Une lecture adulte des Fables révèle une pensée qui interroge plutôt qu’elle ne répond. Sur le modèle des contes d’animaux qui font partie du répertoire traditionnel de la contestation politique et sociale, La Fontaine critique les monarques absolus, leurs conseillers soumis et flatteurs, les injustices sociales; en philosophe, il dénonce la violence des rapports de force et les faiblesses de la nature humaine; il partage avec nous ses observations les plus profondes sur la vie, l’amour et la mort. Moraliste mais jamais moralisateur, il porte un regard lucide sur la société qui l’entoure. Grâce à la grande distance qu’il prend lorsqu’il écrit sur les acteurs politiques et les événements de son temps, ses observations sont porteuses d’une vérité universelle et se révèlent d’une actualité féroce, quels que soient le régime et les systèmes politiques en cause – de la loi « naturelle » (Loi de la jungle) jusqu’à nos démocraties libérales, en passant par les monarchies, les corporatismes et autres formes d’exercice du pouvoir, manifestes ou camouflées.

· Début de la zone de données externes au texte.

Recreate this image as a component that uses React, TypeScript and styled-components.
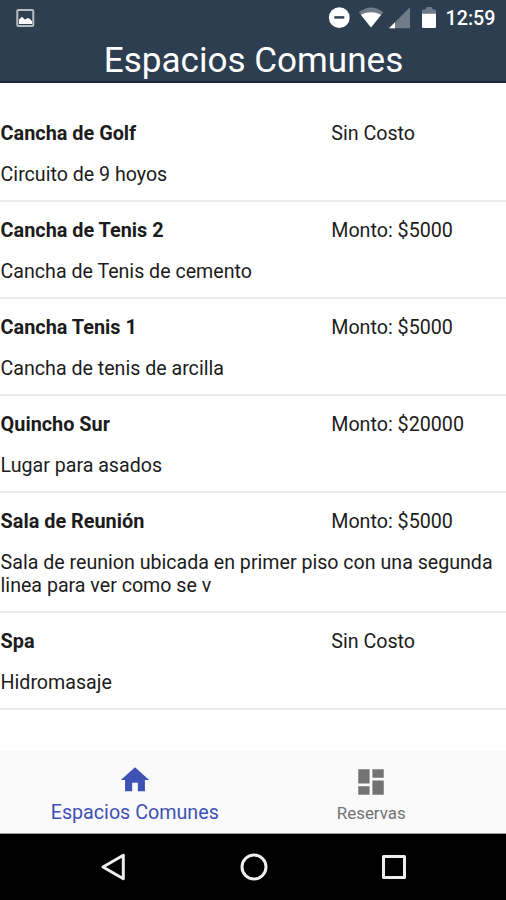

Jean de La Fontaine (1621-1695)
Comme beaucoup de ses contemporains La Fontaine continue de rêver d’une société pastorale. Mais Versailles se construit et le Roi est Soleil : avec l’accroissement des pouvoirs de l’État et de l’argent s’effondrent les rêves d’héroïsme et de générosité. De plus, vers la fin du XVIIe siècle, la Querelle des Anciens et des Modernes annonce la naissance d’une nouvelle esthétique et d’un nouveau rapport avec la Tradition.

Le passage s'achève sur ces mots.